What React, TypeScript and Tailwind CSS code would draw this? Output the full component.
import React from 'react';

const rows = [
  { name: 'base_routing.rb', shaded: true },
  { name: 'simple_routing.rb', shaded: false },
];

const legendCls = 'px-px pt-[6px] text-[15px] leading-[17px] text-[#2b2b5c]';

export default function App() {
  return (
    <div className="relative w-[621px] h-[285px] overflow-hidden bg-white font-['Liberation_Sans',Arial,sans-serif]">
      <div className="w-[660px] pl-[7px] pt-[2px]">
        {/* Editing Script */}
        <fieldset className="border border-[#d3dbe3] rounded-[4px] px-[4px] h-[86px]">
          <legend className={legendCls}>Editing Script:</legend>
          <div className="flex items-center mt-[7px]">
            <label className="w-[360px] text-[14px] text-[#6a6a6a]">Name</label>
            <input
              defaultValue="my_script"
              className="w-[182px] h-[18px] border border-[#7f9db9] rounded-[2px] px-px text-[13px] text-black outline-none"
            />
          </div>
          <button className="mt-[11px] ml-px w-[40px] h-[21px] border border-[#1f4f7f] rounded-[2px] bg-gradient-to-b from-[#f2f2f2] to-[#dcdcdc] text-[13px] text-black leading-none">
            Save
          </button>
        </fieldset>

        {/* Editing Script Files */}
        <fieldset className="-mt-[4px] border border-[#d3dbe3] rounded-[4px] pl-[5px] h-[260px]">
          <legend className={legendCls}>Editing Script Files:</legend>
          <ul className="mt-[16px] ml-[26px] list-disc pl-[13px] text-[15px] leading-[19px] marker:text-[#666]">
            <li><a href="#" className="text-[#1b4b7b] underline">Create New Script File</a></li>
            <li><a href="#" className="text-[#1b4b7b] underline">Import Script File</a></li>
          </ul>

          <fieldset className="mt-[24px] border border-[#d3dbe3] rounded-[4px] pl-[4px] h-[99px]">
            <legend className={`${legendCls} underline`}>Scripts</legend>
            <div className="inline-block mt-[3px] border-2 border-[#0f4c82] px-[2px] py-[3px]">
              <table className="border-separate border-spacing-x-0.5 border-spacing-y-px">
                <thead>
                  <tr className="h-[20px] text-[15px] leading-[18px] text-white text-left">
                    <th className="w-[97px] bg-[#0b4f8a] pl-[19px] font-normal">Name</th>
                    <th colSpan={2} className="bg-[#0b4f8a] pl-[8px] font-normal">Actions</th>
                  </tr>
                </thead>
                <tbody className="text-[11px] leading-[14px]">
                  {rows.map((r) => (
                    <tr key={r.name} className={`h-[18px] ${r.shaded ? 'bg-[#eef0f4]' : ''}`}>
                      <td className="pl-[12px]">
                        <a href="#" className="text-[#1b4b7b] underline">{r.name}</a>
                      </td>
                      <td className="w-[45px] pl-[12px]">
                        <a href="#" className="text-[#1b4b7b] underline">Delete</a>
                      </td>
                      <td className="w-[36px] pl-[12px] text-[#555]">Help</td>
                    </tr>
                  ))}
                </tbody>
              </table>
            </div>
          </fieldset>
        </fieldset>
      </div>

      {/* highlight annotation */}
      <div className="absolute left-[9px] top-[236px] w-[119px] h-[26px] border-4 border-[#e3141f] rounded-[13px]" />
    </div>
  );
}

...

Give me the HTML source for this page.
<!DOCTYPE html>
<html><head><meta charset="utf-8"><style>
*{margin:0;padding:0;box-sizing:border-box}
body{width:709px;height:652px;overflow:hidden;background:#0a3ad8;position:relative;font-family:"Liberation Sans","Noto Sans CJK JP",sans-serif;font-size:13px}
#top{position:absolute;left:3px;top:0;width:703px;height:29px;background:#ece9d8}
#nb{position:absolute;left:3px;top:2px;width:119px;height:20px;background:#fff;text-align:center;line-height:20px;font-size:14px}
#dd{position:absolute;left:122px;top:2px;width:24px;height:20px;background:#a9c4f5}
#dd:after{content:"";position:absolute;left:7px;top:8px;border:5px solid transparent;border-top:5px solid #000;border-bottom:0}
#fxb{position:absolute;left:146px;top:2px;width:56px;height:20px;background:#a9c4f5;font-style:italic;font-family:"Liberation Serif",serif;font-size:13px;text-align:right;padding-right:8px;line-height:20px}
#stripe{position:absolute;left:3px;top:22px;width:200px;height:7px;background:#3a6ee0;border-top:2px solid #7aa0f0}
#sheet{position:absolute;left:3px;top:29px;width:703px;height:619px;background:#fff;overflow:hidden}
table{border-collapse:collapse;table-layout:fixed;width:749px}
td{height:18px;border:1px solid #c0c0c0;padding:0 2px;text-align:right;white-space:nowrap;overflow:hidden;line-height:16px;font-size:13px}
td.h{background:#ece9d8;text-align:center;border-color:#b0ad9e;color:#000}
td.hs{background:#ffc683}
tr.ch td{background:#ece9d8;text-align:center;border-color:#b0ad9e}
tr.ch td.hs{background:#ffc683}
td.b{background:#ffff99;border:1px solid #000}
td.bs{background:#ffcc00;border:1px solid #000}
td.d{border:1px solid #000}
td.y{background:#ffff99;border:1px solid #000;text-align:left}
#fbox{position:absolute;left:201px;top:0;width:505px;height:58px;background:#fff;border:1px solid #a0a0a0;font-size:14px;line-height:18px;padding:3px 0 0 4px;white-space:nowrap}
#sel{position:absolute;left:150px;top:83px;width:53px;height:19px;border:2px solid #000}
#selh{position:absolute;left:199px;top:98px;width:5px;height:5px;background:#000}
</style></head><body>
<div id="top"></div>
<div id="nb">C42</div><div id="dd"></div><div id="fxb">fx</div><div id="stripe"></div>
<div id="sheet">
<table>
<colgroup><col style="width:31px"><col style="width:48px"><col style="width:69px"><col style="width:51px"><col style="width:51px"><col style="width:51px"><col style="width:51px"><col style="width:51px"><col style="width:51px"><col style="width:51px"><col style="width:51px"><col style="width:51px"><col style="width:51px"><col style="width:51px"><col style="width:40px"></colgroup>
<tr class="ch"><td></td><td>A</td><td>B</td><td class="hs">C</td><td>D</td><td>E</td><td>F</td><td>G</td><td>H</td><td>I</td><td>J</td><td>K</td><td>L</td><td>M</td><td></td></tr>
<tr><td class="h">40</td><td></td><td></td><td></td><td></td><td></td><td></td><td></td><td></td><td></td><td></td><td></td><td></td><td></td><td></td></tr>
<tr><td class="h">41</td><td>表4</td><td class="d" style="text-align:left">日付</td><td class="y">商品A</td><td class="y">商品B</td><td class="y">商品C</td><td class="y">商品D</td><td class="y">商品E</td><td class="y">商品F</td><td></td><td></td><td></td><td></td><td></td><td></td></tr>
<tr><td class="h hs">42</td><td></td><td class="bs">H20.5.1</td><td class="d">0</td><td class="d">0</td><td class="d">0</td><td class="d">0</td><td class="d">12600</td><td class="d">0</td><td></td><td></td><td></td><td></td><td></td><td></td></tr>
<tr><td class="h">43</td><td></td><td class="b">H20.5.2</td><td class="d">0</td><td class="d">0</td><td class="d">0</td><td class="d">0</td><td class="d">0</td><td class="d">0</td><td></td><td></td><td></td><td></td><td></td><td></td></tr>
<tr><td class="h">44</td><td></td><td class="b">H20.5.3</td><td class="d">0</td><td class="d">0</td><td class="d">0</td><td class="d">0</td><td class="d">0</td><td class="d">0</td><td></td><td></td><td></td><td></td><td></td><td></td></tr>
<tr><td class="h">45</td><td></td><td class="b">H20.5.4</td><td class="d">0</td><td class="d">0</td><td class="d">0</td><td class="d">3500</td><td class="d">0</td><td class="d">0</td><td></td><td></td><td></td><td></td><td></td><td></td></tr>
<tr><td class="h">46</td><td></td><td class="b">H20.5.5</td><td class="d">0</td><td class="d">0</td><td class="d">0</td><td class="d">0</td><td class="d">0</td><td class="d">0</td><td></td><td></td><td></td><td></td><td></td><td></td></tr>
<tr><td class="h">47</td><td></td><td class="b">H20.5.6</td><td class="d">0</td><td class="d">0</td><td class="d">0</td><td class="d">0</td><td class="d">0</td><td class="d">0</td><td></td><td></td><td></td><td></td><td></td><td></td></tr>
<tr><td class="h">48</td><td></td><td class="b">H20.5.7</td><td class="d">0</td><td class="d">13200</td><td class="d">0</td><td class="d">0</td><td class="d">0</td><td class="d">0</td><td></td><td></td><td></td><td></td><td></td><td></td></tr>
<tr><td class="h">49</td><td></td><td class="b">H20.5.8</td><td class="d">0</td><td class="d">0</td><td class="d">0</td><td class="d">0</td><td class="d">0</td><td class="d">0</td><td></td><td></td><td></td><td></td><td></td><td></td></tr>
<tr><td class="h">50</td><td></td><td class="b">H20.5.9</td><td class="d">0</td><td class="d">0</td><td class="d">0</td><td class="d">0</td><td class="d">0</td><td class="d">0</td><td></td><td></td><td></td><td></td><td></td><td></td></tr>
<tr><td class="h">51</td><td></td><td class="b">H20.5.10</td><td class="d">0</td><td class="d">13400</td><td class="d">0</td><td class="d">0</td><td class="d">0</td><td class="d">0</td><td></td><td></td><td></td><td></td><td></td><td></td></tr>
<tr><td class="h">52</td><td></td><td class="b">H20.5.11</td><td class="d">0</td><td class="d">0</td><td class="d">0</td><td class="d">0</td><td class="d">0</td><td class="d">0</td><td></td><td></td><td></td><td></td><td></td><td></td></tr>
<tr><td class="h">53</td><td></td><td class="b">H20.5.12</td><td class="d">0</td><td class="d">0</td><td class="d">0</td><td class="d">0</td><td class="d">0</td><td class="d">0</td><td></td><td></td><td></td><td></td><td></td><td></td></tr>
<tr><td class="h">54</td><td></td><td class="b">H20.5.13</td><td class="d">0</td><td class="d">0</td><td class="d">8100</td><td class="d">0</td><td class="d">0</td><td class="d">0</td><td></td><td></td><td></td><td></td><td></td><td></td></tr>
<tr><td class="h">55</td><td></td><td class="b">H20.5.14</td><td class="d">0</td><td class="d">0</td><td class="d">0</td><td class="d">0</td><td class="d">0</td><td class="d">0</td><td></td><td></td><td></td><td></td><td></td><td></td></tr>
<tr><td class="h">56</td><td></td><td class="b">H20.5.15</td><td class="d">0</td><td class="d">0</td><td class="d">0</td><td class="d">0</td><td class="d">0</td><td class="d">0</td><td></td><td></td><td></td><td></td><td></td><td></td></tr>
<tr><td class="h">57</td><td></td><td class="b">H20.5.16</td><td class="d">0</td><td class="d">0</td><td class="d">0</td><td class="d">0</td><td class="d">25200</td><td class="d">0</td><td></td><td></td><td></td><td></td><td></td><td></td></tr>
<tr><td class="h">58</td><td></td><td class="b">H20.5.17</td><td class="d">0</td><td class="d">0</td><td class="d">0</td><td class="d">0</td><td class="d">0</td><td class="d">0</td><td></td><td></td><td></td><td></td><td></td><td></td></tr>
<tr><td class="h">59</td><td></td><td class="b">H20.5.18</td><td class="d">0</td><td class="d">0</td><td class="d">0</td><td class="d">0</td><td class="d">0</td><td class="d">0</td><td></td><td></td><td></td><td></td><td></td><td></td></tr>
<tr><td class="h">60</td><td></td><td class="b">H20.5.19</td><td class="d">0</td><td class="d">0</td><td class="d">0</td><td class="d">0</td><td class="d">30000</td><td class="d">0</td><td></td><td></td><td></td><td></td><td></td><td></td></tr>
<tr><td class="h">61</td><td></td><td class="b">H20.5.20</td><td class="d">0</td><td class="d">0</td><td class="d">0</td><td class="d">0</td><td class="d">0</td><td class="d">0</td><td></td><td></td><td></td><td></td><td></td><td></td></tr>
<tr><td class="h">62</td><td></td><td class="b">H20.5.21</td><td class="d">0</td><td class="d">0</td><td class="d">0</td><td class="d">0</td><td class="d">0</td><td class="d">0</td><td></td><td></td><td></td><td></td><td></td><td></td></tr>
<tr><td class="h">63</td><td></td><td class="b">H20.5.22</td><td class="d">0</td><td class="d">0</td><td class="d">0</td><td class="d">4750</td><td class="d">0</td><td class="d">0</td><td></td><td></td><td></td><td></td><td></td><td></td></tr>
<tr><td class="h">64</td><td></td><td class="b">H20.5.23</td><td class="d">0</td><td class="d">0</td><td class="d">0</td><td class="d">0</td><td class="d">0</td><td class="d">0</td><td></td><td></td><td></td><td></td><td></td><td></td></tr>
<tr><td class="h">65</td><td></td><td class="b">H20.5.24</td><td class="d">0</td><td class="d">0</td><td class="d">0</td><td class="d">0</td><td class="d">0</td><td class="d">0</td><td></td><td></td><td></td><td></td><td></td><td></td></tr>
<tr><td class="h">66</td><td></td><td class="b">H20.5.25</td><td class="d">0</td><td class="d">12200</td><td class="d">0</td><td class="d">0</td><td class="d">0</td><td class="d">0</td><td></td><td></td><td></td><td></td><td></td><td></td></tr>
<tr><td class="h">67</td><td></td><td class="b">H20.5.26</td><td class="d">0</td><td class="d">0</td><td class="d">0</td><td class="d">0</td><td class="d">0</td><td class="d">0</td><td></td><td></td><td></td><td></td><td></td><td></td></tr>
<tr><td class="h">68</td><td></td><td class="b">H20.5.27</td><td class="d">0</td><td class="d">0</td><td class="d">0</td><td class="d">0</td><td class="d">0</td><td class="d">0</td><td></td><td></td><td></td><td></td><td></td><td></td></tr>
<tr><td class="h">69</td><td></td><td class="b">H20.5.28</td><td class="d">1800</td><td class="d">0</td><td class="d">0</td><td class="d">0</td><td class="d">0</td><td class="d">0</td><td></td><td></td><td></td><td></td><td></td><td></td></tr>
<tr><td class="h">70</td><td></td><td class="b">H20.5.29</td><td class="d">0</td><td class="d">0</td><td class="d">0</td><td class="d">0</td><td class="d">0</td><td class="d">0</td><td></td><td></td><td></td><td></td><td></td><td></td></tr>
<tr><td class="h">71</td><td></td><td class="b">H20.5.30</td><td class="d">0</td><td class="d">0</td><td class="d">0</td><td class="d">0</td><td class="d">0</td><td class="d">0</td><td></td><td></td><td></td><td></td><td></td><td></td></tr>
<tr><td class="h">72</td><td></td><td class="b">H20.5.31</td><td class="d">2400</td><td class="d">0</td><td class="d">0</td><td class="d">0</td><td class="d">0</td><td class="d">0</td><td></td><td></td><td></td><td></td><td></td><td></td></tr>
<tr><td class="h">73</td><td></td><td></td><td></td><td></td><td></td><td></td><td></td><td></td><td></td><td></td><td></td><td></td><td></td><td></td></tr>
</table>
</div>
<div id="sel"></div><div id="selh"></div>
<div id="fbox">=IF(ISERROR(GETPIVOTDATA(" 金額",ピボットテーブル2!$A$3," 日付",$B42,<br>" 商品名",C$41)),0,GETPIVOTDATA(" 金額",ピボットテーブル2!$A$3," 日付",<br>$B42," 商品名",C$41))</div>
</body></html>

...

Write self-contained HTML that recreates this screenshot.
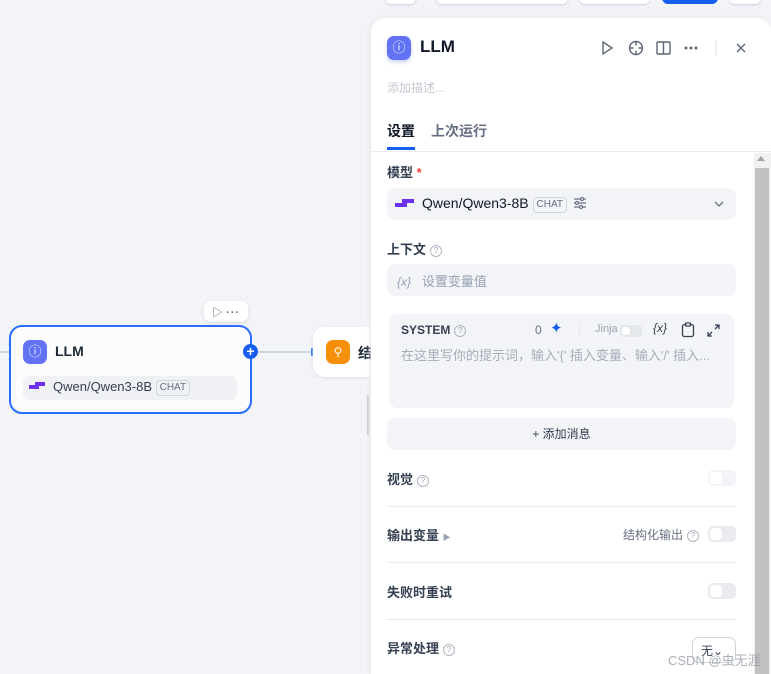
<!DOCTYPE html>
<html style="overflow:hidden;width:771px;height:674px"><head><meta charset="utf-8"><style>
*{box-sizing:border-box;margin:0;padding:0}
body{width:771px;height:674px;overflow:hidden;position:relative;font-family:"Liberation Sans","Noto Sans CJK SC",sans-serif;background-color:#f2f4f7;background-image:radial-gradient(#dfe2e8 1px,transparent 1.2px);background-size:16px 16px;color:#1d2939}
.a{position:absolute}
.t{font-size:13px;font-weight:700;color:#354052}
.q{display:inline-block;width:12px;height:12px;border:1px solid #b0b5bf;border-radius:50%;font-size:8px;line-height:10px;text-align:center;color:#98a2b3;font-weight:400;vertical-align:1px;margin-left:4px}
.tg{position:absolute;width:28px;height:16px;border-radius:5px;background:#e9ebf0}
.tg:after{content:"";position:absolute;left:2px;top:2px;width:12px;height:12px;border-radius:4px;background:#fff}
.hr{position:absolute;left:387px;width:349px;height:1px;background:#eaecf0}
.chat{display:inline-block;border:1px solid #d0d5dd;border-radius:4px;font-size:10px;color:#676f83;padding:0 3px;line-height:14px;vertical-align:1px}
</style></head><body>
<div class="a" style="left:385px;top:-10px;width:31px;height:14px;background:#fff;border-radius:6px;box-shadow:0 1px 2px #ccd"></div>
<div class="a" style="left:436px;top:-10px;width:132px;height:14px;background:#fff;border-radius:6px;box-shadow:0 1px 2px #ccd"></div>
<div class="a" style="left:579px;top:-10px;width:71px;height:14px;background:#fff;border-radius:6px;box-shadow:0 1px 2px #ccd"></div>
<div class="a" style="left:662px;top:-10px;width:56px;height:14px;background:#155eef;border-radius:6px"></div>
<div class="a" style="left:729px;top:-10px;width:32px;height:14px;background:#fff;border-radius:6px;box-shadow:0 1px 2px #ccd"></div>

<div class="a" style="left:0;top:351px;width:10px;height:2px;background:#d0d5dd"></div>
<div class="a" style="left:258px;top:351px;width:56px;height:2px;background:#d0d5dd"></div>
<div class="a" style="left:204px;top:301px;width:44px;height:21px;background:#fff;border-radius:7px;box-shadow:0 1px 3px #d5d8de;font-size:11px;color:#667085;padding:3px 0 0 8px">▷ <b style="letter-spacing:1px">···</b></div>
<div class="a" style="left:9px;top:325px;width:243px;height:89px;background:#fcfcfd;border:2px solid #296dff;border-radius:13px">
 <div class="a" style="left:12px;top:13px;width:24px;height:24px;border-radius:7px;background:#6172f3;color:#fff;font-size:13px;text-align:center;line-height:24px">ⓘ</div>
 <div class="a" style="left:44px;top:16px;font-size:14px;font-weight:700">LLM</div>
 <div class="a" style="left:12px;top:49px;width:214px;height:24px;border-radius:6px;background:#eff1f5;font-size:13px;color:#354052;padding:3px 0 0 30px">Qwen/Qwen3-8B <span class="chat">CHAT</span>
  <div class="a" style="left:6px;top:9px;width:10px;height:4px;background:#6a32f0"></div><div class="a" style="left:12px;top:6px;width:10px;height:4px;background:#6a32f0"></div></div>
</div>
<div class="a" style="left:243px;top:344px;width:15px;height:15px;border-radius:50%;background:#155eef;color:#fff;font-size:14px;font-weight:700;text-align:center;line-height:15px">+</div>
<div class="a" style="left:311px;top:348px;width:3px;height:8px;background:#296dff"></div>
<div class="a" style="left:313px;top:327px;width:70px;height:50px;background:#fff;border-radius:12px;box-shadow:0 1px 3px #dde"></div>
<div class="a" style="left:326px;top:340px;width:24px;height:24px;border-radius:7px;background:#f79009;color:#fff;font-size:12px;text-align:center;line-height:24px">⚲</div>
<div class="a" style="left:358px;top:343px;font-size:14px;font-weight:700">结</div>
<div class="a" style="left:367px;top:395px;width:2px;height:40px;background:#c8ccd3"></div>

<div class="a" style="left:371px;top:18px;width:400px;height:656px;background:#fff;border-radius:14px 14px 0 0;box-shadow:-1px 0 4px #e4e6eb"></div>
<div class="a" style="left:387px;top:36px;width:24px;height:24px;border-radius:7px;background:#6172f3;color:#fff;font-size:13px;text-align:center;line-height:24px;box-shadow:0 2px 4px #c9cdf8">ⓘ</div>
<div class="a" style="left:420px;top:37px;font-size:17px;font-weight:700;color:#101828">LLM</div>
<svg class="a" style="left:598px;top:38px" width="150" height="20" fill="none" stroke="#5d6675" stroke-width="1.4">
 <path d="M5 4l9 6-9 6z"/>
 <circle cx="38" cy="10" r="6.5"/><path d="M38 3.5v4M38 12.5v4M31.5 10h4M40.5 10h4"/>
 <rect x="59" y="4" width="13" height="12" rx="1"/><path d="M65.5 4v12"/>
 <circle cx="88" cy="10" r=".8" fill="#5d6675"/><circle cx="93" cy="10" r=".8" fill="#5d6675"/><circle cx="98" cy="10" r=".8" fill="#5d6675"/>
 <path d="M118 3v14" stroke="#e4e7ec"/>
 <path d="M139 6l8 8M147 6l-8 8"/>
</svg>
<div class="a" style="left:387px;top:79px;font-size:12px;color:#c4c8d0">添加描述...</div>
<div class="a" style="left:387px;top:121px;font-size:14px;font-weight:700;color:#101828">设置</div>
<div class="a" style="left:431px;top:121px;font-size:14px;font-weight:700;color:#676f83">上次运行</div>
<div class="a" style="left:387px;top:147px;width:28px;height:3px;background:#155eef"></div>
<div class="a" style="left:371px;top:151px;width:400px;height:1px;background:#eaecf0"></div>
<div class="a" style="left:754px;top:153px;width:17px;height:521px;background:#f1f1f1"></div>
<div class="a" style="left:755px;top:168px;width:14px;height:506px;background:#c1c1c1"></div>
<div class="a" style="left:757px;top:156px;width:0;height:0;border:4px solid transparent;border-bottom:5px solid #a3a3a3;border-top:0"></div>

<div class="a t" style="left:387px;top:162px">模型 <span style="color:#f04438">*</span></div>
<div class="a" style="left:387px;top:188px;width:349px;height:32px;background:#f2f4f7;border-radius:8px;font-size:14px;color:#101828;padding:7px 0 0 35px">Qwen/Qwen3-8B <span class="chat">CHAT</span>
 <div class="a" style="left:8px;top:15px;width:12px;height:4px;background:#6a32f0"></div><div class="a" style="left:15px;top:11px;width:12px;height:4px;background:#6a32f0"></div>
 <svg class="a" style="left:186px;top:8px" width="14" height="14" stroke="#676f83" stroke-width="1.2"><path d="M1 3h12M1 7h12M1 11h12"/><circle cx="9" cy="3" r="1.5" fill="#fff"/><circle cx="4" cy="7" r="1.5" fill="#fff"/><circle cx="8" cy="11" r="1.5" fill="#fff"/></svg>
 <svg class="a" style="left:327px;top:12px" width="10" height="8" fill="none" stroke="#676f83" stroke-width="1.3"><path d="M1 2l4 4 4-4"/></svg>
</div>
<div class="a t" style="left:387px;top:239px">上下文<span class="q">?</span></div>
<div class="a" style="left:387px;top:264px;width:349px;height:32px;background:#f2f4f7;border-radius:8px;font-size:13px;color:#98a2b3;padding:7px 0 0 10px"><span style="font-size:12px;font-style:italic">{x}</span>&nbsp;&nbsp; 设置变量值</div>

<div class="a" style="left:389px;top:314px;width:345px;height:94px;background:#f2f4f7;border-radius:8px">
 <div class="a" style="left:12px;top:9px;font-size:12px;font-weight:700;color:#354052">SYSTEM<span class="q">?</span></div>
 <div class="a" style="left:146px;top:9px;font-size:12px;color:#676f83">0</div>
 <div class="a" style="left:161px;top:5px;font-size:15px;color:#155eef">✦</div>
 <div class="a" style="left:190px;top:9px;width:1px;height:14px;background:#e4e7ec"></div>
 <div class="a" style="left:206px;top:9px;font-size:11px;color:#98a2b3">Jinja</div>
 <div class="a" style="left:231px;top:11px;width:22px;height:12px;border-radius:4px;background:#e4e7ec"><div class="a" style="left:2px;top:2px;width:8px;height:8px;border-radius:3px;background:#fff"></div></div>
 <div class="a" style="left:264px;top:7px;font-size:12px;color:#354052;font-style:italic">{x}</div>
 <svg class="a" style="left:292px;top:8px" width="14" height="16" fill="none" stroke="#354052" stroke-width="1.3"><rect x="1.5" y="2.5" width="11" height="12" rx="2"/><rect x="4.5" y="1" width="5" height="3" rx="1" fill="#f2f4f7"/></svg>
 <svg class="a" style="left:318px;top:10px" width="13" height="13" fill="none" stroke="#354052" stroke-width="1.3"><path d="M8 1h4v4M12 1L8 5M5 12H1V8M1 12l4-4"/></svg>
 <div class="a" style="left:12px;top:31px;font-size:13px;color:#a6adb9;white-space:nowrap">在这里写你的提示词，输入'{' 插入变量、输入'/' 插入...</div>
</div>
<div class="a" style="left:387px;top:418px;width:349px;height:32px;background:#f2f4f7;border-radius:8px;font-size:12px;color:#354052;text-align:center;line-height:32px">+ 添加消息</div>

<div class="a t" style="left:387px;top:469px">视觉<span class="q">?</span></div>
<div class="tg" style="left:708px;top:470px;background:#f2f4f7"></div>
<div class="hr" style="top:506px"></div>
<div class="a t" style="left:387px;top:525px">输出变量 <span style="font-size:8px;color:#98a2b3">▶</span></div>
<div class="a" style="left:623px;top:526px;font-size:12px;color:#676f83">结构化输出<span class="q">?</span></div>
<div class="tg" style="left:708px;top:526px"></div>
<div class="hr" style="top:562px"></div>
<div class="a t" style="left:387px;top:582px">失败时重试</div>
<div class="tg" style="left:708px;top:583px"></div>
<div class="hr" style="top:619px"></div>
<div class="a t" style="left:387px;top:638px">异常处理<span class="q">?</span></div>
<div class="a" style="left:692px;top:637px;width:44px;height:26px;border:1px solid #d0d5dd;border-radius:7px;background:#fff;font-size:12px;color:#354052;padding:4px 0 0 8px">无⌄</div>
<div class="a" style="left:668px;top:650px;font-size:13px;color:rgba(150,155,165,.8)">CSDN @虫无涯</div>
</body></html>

§ Directions
Pick out the lines containing the string "this" and show them.

§ Exercise response
What React, TypeScript and Tailwind CSS code would draw this? Output the full component.
Give me the HTML source for this page.
Write self-contained HTML that recreates this screenshot.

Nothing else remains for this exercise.